I missed the announcement of this tabloid-esq Plastic Surgery first, but some Plastic Surgeons performed the world's first penis transplant in China recently. The man had the surgery in Guangzhou, China after his own penis was damaged beyond repair in an accident this year, leaving him with a 1cm stump with which he was unable to urinate or have sexual intercourse. Surgeons at Guangzhou General Hospital said it took 15 hours of microsurgery on the unidentified 44-year-old man to attach the 4-inch organ donated by the family of a younger brain-dead patient.

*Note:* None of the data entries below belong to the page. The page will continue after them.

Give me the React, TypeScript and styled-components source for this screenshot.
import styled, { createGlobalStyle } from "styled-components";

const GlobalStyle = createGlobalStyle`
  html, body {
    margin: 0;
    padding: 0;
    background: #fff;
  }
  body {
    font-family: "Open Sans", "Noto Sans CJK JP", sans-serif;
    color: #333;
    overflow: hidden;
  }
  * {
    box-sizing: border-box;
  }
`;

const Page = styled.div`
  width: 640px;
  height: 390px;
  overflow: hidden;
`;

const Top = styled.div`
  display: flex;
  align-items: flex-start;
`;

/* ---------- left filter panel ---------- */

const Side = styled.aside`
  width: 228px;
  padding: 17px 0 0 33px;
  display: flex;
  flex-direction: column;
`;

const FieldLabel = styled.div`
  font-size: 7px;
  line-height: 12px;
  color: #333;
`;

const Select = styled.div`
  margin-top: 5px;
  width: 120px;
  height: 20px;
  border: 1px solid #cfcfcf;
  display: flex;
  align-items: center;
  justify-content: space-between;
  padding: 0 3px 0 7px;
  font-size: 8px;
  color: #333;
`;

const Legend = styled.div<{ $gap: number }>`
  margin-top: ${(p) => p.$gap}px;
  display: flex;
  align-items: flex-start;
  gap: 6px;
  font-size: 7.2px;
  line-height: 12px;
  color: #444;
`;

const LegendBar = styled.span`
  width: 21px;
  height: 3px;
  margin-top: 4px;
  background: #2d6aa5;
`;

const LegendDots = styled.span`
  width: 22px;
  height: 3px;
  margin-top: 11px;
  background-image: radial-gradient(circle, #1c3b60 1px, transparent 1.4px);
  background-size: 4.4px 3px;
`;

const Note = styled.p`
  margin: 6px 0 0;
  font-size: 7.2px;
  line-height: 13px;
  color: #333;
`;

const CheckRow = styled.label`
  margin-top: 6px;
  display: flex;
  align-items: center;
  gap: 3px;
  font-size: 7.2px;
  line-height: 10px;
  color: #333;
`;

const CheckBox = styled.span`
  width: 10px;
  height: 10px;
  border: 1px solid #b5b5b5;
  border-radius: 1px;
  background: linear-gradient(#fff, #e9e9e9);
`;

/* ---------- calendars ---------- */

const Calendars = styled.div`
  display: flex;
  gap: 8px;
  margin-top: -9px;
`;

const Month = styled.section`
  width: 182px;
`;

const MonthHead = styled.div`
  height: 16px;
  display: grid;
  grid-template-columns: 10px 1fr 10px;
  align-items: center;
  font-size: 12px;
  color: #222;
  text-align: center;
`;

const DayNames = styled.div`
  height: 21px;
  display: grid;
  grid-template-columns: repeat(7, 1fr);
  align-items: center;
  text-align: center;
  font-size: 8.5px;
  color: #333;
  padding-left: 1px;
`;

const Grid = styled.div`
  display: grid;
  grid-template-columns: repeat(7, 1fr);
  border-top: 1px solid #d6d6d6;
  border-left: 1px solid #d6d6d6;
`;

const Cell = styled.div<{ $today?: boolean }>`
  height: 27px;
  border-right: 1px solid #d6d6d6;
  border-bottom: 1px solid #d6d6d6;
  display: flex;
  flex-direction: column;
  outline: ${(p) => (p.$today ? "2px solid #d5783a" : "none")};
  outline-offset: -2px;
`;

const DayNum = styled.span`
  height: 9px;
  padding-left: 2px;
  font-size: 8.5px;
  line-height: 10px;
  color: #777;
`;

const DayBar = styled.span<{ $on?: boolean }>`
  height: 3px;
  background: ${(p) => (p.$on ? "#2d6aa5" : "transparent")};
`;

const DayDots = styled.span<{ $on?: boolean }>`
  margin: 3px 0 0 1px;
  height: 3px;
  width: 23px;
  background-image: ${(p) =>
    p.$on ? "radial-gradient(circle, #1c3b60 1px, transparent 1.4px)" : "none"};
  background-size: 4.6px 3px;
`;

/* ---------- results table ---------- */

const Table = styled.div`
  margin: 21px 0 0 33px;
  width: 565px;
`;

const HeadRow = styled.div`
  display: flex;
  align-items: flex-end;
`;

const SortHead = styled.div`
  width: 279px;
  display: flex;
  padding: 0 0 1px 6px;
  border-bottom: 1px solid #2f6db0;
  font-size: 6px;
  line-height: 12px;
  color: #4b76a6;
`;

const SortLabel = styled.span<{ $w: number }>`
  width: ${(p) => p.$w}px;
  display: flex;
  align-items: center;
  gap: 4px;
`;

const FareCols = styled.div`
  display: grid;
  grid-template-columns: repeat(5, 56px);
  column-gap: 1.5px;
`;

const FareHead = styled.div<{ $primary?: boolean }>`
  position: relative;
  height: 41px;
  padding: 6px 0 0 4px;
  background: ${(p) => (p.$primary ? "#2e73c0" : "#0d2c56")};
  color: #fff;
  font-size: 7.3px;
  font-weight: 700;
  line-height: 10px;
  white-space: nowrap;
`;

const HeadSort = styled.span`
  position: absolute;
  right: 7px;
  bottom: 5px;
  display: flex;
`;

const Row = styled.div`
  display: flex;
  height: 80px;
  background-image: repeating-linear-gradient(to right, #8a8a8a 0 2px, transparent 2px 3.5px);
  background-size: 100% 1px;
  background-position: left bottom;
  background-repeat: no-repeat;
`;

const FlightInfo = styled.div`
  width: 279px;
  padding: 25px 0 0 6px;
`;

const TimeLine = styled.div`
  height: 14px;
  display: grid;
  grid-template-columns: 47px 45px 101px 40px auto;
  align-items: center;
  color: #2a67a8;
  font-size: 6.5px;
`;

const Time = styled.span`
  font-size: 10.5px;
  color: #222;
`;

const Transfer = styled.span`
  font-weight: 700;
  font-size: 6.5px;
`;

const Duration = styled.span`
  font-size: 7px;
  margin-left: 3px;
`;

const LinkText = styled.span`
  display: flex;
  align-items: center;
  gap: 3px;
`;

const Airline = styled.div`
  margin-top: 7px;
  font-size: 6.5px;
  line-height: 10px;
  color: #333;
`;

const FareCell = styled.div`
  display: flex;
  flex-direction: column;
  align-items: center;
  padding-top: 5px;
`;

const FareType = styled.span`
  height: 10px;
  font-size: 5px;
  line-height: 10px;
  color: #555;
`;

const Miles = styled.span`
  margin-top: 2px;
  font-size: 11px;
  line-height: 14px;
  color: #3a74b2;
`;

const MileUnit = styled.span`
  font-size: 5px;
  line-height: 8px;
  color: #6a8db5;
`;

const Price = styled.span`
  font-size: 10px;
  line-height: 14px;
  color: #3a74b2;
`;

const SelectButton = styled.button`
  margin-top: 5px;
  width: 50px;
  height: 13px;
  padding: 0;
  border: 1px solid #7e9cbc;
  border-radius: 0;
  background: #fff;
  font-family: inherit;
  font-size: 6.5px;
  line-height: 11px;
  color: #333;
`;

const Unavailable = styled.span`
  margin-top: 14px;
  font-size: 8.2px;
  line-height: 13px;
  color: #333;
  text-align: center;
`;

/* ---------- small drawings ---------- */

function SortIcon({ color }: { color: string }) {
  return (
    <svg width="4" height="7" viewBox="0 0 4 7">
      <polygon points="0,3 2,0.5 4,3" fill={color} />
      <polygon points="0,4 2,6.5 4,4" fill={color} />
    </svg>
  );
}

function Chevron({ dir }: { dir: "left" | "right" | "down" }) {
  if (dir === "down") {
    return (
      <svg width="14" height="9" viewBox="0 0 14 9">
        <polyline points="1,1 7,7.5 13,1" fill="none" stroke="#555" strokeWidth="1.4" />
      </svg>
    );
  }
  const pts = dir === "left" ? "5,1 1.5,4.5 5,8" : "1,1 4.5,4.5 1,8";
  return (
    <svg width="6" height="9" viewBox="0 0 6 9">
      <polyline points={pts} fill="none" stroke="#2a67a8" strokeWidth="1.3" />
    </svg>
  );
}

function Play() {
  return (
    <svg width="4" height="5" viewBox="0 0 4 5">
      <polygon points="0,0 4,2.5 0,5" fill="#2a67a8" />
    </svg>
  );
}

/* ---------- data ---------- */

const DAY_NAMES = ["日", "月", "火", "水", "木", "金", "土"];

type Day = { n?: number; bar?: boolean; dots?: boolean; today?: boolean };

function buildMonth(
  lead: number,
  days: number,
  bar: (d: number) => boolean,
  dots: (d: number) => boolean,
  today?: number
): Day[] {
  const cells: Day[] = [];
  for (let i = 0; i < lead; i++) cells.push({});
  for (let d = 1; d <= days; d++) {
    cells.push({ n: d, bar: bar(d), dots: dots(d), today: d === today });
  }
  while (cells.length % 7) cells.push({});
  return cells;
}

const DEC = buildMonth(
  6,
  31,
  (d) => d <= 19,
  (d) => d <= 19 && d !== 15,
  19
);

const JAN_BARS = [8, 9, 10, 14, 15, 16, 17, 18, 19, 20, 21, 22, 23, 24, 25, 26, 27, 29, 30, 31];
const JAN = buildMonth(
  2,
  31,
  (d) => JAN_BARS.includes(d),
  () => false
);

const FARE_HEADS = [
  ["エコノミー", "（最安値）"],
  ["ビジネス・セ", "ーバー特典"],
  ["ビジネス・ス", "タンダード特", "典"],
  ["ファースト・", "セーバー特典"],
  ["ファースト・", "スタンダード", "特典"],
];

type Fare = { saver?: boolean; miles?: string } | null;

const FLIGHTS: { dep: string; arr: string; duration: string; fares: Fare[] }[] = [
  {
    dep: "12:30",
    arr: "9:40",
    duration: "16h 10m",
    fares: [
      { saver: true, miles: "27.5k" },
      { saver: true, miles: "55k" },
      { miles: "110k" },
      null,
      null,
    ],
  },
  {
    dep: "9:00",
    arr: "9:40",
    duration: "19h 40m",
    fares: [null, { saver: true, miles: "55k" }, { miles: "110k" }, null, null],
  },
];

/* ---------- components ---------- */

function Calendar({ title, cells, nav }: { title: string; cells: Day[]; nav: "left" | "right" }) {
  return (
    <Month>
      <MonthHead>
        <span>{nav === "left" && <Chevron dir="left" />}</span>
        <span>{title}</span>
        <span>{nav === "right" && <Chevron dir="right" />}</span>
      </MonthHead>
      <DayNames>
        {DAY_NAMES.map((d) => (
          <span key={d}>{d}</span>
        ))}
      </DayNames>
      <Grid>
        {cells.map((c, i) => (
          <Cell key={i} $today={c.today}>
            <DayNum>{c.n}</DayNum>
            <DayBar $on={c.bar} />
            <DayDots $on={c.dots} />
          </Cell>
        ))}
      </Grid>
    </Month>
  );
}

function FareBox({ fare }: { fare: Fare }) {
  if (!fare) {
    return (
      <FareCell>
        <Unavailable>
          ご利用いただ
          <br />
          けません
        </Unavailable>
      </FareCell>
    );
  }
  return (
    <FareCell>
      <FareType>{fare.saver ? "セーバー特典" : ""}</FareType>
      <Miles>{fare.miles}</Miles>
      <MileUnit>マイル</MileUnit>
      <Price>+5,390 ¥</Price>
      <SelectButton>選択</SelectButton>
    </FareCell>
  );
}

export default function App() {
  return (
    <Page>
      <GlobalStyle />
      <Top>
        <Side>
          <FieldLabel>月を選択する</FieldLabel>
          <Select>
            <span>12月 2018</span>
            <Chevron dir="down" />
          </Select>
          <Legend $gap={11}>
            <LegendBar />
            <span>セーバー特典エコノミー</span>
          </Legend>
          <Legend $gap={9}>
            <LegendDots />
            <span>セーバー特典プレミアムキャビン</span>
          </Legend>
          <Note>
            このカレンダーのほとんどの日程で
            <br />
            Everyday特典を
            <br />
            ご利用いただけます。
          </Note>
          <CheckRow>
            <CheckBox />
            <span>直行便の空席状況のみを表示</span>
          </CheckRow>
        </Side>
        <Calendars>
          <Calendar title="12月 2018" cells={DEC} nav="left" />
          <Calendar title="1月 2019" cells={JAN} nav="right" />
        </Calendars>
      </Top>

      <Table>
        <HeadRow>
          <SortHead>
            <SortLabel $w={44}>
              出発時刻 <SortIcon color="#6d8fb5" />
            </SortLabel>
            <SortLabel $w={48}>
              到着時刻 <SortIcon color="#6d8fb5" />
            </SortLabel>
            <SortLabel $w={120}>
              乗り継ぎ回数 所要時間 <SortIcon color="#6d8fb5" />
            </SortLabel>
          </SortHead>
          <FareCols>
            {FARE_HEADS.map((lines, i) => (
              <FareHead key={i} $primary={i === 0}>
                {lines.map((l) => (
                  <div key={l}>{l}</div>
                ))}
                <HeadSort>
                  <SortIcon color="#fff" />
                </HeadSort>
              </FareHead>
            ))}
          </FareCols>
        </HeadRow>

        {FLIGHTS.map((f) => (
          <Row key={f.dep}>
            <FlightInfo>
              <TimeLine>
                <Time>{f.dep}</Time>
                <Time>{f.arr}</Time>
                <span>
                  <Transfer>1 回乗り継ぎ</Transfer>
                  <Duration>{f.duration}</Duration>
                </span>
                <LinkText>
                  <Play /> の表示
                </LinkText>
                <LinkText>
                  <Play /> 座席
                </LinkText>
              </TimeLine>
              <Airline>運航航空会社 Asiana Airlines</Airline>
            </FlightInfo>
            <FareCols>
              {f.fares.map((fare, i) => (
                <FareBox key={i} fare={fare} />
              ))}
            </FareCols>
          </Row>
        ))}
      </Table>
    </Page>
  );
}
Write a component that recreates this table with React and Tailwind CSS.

The surgery itself went without problems which is not surprising. The techniques of microsurgical & urologic surgery used are well-established & have been used to reattach a number of traumatic amputations (eg. John Wayne Bobbit from a few years back). After 10 days, tests revealed the organ had a rich blood supply and the man could urinate normally. This is a truly remarkable achievement to get such brisk return of function IMO.
Much like the face and hand transplants done prior, the real problems with these procedures are
1. How can the morbidity of the immunosuppressive be reduced to justify more widespread use? Our current immunosuppresive therapy has advanced tremendously, but we still require patients to take expensive drugs indefinitely which predispose them to opportunistic infections and cancers.
2. Are we as a society prepared to pay for these VERY expensive transplant scenarios when the healthcare system is going bankrupt?
3. How well are these transplanted organs going to function & what are we going to consider a success?
4. Who is a qualified candiate psychologically to receive part of another human?
It's this last point that has reared it's head again with this patient. Surgeons had to remove the penis after just two weeks. "Because of a severe psychological problem of the recipient and his wife, the transplanted penis regretfully had to be cut off," Dr Hu (the surgeon who performed the procedure) said.
NOW YOU FIND THAT OUT????
This once again show a breakdown in patient screening that plagued the first hand & partial face transplant patients performed by Dr. Jean-Michel Dubernard in France. The desire for publicity runs ahead of measures to allow true "informed consent" to patients.